[begin Data supplied]

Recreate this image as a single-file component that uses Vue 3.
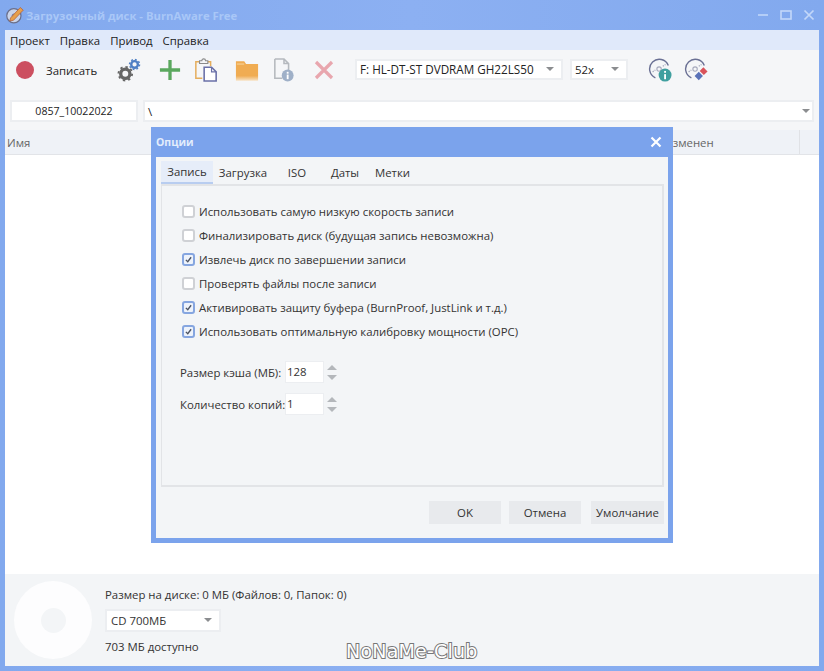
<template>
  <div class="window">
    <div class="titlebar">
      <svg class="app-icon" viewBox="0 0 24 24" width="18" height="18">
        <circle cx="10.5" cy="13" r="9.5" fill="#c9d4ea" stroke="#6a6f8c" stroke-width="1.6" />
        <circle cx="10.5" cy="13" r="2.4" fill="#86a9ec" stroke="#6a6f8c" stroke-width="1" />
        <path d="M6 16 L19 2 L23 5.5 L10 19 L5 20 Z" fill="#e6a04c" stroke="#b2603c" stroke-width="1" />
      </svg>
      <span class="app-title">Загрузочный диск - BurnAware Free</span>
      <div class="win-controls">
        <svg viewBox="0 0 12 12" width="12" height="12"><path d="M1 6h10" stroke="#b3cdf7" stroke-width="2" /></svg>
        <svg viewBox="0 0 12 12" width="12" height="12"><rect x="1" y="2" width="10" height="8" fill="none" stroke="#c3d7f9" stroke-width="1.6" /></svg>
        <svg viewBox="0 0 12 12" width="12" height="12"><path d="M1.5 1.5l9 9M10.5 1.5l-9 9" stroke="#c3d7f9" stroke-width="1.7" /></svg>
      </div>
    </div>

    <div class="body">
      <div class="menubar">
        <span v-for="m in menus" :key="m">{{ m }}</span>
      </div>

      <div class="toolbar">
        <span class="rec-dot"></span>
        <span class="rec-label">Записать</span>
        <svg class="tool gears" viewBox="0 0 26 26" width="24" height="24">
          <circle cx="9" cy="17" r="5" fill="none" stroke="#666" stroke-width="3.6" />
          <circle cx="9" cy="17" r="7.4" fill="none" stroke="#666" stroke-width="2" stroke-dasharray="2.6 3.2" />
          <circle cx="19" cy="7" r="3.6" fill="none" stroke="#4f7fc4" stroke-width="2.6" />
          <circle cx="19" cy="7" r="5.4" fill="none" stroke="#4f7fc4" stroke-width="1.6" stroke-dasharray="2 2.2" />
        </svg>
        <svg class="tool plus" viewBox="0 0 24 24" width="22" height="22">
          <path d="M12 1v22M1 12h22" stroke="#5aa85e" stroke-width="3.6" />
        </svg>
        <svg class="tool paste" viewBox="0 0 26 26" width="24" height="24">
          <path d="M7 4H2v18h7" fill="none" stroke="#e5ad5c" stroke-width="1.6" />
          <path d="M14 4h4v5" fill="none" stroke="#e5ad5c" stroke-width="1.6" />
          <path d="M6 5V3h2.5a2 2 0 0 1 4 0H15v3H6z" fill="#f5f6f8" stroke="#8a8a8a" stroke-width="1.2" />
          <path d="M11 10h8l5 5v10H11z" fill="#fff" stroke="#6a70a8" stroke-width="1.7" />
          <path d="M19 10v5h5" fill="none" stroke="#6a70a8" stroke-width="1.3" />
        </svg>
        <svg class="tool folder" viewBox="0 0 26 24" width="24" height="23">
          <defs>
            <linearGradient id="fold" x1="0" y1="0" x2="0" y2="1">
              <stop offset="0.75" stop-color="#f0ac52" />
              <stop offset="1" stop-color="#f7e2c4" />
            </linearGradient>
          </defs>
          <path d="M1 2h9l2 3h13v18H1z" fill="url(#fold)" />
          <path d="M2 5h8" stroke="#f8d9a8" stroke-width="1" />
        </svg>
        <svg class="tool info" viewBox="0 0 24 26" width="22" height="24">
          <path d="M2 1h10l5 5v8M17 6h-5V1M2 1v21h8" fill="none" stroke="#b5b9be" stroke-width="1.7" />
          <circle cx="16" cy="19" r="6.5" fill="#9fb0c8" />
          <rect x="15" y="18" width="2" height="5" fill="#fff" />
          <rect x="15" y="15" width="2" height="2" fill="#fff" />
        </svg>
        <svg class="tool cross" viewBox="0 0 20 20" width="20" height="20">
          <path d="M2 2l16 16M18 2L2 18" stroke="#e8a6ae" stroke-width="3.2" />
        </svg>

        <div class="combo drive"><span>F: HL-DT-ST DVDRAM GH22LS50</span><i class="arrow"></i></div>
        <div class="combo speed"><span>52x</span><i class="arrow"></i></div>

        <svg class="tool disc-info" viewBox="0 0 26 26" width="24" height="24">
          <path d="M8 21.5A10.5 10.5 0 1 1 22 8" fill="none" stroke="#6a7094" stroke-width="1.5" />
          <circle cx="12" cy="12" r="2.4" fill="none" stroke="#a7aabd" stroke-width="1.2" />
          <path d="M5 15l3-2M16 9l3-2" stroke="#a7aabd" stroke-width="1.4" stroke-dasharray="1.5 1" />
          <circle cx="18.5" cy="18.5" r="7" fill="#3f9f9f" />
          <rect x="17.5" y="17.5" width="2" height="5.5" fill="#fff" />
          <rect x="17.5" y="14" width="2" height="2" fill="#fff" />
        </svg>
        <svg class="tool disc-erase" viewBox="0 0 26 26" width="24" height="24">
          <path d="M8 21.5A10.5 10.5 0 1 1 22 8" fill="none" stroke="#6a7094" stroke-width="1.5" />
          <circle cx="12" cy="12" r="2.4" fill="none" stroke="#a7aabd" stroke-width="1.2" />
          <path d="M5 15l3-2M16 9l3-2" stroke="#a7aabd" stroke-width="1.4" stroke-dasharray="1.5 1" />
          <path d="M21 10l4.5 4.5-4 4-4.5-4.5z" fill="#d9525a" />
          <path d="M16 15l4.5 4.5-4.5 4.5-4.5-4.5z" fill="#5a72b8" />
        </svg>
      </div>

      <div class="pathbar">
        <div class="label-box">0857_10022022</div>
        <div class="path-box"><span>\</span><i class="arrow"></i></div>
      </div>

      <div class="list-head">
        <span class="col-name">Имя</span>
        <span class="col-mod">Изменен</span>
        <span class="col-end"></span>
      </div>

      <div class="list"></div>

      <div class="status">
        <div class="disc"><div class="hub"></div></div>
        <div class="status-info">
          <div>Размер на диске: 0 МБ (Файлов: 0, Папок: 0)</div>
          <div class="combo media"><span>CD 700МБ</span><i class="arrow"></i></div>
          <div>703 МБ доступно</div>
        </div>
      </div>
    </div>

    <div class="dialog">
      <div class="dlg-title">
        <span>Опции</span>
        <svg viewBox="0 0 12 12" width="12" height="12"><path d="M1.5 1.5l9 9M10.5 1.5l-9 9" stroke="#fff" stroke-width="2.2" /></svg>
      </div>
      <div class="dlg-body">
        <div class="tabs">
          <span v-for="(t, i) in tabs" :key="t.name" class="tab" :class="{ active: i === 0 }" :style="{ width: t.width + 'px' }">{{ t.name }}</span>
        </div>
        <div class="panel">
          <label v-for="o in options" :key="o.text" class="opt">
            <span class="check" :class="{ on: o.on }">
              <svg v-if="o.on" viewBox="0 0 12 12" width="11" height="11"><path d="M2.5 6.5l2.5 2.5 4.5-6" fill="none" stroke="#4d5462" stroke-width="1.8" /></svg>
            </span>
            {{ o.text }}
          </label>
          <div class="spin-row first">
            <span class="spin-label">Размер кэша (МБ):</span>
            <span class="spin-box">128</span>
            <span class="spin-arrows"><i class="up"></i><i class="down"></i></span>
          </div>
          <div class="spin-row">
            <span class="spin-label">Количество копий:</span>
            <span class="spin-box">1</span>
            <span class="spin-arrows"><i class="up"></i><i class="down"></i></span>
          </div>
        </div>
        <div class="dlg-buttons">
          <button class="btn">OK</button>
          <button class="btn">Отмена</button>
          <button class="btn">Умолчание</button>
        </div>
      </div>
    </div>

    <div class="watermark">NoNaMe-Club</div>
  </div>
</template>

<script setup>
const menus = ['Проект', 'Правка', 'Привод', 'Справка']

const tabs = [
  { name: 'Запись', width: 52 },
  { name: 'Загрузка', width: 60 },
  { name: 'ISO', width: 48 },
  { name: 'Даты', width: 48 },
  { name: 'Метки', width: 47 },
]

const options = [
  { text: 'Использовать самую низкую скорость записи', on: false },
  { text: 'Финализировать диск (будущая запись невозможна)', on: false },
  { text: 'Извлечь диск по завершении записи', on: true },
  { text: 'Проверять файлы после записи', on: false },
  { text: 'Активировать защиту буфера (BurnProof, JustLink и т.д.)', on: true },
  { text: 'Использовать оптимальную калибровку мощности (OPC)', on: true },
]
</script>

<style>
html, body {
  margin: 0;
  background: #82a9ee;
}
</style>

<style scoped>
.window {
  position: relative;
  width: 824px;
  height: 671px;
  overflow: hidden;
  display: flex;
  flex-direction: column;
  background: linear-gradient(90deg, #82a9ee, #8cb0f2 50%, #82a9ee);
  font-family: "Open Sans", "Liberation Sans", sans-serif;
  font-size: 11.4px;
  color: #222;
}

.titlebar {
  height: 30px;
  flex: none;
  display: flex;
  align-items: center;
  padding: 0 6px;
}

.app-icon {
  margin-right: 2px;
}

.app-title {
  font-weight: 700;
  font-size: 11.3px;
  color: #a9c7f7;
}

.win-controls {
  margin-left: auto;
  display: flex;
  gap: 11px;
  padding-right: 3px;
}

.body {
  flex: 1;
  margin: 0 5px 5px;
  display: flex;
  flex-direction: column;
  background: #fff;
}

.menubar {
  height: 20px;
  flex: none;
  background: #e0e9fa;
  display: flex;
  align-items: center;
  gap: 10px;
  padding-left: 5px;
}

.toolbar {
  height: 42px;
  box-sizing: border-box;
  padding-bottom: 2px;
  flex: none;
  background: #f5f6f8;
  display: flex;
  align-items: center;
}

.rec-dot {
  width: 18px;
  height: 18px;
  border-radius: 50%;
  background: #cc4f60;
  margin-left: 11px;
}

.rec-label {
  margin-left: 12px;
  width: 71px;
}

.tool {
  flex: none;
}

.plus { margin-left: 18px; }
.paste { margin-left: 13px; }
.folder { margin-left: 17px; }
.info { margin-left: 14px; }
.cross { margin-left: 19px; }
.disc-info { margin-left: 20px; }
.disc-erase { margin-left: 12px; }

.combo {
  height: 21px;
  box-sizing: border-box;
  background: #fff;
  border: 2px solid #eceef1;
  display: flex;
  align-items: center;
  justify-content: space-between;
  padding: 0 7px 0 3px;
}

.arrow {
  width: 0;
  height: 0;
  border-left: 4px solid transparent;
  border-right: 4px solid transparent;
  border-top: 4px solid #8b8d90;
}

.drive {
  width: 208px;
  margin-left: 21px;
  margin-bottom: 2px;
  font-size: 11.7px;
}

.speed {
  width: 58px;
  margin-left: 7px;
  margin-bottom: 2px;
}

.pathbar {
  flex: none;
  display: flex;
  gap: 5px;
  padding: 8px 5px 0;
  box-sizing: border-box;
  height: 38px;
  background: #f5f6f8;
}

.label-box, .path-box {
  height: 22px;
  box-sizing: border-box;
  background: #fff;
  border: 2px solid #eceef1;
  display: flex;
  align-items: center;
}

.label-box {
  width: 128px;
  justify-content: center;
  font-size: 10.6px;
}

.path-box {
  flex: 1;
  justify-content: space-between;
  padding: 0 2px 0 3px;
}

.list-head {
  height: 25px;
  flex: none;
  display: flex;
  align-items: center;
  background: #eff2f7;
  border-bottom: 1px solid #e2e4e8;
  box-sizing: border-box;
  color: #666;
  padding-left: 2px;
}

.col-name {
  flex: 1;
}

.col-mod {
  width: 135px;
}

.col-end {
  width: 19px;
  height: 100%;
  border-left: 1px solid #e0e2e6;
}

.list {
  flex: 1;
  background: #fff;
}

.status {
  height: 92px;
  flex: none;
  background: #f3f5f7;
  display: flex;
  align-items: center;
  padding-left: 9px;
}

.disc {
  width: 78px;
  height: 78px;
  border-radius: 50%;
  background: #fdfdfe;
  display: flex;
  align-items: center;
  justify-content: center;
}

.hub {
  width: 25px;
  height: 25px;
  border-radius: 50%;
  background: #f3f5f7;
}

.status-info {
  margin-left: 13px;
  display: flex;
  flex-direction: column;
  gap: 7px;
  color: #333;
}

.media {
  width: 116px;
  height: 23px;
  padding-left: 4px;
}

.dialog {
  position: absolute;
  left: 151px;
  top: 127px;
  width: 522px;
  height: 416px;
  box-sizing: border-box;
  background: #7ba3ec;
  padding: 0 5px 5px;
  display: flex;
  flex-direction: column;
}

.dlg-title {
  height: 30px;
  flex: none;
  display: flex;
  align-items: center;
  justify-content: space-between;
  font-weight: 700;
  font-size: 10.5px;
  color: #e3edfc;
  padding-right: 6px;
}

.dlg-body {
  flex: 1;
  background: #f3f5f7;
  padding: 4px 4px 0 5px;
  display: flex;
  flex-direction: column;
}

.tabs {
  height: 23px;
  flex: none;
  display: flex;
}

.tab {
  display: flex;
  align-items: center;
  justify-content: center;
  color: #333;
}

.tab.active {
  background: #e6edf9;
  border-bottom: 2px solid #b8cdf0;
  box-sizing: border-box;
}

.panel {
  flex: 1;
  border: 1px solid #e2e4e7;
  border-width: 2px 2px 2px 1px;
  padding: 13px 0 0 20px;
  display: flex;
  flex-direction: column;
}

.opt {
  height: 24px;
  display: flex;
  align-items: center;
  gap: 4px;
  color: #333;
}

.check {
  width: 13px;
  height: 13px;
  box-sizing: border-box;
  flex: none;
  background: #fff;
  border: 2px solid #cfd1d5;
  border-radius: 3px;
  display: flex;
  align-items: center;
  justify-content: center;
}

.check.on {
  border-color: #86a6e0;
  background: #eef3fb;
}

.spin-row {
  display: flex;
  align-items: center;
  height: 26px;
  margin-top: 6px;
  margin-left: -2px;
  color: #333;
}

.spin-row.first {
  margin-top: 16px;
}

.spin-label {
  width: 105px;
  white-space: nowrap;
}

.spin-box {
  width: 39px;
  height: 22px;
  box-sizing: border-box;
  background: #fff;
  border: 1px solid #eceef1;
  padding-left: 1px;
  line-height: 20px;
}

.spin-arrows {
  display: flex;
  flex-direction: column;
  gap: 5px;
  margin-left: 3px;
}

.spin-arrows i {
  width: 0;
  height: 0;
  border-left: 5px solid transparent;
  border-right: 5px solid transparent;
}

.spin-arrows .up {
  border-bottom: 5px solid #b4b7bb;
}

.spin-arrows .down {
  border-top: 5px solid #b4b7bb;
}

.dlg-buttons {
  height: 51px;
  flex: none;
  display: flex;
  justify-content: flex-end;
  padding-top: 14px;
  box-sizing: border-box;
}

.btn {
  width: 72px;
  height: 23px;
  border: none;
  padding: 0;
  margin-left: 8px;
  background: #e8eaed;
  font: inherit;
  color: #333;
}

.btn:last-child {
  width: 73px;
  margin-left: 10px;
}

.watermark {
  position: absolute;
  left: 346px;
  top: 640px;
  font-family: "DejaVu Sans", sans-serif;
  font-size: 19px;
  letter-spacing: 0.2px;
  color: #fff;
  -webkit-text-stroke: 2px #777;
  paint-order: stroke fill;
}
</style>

[end Data supplied]
[begin Data supplied]

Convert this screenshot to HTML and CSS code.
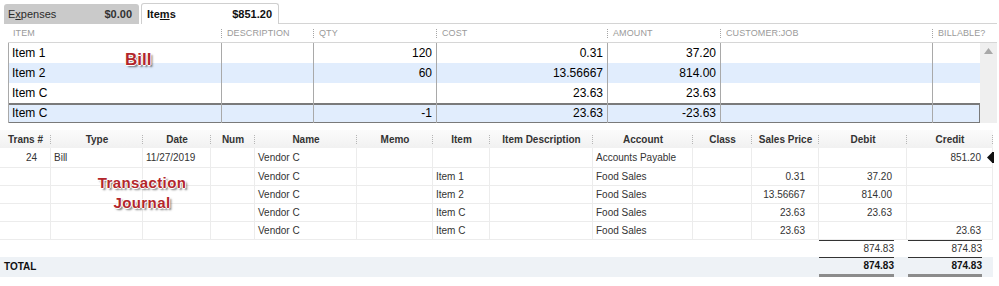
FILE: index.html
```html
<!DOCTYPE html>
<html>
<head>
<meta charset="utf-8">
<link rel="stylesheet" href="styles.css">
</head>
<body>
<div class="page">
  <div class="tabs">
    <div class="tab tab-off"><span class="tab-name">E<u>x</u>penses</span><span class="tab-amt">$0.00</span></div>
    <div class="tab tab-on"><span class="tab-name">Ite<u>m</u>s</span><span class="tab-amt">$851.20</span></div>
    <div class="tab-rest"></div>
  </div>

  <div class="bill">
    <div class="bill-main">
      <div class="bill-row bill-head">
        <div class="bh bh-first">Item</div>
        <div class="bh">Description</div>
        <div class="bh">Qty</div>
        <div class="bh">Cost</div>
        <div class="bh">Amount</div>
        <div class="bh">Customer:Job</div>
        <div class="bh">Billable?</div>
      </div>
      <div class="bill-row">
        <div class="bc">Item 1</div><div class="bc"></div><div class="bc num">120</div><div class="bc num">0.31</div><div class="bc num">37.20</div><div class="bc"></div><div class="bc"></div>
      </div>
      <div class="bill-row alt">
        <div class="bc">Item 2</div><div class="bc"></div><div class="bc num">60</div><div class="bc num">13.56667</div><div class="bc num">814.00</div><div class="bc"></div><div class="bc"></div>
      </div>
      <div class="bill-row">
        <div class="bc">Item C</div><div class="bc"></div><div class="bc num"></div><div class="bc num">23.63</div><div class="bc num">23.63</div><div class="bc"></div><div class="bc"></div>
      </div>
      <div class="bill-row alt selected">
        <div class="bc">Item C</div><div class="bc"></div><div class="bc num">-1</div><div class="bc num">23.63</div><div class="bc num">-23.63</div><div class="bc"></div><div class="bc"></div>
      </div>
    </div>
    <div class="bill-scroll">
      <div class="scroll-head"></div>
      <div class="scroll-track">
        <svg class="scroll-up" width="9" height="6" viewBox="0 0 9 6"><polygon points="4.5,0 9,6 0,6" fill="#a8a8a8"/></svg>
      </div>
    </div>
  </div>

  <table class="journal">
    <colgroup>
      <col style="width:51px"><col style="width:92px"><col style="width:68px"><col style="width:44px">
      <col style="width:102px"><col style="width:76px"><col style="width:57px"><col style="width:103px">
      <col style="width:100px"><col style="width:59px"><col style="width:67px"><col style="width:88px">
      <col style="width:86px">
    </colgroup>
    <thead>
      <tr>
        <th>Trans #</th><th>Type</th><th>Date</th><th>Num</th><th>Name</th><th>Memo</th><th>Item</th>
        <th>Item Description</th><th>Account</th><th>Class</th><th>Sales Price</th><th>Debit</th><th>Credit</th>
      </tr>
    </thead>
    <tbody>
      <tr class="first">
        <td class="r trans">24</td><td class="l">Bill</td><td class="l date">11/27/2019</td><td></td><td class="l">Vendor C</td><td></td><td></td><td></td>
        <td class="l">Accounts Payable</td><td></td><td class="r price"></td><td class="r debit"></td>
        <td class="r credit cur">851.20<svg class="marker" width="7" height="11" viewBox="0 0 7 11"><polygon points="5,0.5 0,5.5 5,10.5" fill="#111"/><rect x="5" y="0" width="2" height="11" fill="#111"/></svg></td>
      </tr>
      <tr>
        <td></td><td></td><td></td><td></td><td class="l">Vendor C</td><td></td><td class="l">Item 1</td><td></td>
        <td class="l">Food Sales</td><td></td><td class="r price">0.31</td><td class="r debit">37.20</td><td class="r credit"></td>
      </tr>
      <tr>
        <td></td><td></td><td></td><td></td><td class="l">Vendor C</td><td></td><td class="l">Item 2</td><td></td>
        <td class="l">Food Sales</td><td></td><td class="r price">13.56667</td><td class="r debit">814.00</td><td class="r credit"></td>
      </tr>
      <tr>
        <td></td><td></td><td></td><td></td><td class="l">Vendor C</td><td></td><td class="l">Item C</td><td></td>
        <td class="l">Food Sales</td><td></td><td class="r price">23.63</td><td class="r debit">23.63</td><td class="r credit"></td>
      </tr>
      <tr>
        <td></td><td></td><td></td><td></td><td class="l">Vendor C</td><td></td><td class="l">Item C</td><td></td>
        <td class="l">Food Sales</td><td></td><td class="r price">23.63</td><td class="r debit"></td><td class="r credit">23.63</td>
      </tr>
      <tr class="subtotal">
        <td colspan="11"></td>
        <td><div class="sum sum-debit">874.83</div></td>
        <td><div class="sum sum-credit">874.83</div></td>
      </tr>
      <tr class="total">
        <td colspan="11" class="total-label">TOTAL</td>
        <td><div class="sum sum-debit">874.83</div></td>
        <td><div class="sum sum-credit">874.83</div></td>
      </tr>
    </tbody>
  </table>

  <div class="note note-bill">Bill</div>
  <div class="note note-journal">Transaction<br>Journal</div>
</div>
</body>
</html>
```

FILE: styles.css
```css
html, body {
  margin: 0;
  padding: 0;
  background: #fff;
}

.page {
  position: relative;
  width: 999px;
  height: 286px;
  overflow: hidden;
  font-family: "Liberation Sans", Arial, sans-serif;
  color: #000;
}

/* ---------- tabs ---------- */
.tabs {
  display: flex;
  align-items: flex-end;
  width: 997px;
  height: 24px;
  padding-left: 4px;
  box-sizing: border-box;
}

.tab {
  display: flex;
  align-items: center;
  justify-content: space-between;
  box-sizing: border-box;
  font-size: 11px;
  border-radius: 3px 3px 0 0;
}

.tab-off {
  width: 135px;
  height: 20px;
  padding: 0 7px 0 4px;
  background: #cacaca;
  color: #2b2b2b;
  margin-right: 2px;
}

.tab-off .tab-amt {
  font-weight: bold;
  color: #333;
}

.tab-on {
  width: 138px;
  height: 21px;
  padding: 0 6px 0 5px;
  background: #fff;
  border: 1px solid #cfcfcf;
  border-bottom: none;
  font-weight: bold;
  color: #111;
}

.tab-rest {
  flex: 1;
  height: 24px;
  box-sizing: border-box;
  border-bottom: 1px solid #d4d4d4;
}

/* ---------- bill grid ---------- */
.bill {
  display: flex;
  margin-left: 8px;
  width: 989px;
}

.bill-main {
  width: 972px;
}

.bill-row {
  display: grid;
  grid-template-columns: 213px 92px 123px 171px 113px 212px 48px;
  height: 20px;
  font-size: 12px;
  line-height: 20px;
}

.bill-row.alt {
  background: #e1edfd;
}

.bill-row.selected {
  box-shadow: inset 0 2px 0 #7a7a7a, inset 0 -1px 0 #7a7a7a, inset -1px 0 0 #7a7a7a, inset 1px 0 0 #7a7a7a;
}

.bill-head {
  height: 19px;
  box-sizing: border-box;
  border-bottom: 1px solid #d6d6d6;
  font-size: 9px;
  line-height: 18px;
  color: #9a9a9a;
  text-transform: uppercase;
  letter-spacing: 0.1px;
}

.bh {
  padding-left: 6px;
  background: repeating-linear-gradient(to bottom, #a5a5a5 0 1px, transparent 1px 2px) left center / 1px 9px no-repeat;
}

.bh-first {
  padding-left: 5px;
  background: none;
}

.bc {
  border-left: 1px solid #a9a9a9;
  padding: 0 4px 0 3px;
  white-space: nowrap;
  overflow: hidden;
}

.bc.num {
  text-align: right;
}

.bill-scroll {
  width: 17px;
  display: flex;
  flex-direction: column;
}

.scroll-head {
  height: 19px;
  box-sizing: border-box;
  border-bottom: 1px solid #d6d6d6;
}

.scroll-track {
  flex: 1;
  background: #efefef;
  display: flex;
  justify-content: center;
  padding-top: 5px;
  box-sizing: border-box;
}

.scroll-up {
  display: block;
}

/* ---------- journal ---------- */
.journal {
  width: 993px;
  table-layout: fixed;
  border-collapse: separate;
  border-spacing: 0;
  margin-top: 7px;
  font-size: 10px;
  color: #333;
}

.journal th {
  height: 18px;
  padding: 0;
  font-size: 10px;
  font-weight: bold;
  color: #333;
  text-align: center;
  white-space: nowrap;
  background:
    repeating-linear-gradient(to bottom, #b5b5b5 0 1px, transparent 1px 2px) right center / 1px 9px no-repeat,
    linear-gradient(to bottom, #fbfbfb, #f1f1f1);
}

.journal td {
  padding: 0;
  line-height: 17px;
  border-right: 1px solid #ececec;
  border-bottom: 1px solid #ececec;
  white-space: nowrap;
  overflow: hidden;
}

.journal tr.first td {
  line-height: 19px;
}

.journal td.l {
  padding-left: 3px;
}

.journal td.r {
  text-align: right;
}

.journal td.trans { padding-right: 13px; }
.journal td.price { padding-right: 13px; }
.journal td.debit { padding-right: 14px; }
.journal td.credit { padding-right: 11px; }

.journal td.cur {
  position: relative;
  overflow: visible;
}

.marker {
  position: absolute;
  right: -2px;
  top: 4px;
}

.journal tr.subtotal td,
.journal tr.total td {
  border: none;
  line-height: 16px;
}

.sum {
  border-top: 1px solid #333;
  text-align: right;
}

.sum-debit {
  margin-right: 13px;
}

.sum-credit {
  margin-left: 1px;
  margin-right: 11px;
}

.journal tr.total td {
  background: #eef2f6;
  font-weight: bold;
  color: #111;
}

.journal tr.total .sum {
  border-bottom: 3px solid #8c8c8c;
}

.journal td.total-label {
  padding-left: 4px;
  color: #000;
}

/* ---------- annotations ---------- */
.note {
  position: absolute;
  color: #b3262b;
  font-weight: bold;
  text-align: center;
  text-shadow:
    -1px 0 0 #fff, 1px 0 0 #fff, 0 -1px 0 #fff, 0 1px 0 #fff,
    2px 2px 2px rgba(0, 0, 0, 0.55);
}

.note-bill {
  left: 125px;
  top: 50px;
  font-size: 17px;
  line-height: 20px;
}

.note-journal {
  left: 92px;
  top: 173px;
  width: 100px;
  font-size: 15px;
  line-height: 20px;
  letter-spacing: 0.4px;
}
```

[end Data supplied]

* [Exercise details]
Copy every line from the entries that contains the word "this".

* [Output of the exercise]
Recreate this image as a single-file component that uses Vue 3.
Convert this screenshot to HTML and CSS code.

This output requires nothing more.